* **OBJECTIVE**
Print each line exactly as it is given.
******************************
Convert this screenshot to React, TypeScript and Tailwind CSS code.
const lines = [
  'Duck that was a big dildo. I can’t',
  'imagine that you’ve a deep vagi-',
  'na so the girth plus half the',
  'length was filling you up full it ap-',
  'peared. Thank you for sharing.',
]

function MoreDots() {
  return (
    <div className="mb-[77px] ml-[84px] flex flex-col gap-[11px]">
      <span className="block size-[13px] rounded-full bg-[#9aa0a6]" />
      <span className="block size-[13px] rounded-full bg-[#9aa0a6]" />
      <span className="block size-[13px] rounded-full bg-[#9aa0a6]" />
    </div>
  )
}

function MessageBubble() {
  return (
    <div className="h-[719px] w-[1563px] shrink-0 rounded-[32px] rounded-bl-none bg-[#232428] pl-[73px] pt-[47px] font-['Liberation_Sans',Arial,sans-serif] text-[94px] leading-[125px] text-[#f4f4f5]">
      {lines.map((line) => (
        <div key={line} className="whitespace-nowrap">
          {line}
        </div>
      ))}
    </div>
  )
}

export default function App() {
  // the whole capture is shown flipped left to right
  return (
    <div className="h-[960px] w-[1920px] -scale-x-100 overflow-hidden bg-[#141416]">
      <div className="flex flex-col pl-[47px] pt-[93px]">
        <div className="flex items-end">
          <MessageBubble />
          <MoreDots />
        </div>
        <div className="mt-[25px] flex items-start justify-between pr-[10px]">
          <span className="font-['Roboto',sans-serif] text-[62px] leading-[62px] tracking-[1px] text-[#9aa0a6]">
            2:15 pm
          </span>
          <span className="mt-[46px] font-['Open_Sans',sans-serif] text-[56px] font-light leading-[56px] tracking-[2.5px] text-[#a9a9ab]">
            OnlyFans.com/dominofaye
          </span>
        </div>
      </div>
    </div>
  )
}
******************************
* **SOLUTION BELOW**
Convert this screenshot to React, TypeScript and Tailwind CSS code.
const lines = [
  'Duck that was a big dildo. I can’t',
  'imagine that you’ve a deep vagi-',
  'na so the girth plus half the',
  'length was filling you up full it ap-',
  'peared. Thank you for sharing.',
]

function MoreDots() {
  return (
    <div className="mb-[77px] ml-[84px] flex flex-col gap-[11px]">
      <span className="block size-[13px] rounded-full bg-[#9aa0a6]" />
      <span className="block size-[13px] rounded-full bg-[#9aa0a6]" />
      <span className="block size-[13px] rounded-full bg-[#9aa0a6]" />
    </div>
  )
}

function MessageBubble() {
  return (
    <div className="h-[719px] w-[1563px] shrink-0 rounded-[32px] rounded-bl-none bg-[#232428] pl-[73px] pt-[47px] font-['Liberation_Sans',Arial,sans-serif] text-[94px] leading-[125px] text-[#f4f4f5]">
      {lines.map((line) => (
        <div key={line} className="whitespace-nowrap">
          {line}
        </div>
      ))}
    </div>
  )
}

export default function App() {
  // the whole capture is shown flipped left to right
  return (
    <div className="h-[960px] w-[1920px] -scale-x-100 overflow-hidden bg-[#141416]">
      <div className="flex flex-col pl-[47px] pt-[93px]">
        <div className="flex items-end">
          <MessageBubble />
          <MoreDots />
        </div>
        <div className="mt-[25px] flex items-start justify-between pr-[10px]">
          <span className="font-['Roboto',sans-serif] text-[62px] leading-[62px] tracking-[1px] text-[#9aa0a6]">
            2:15 pm
          </span>
          <span className="mt-[46px] font-['Open_Sans',sans-serif] text-[56px] font-light leading-[56px] tracking-[2.5px] text-[#a9a9ab]">
            OnlyFans.com/dominofaye
          </span>
        </div>
      </div>
    </div>
  )
}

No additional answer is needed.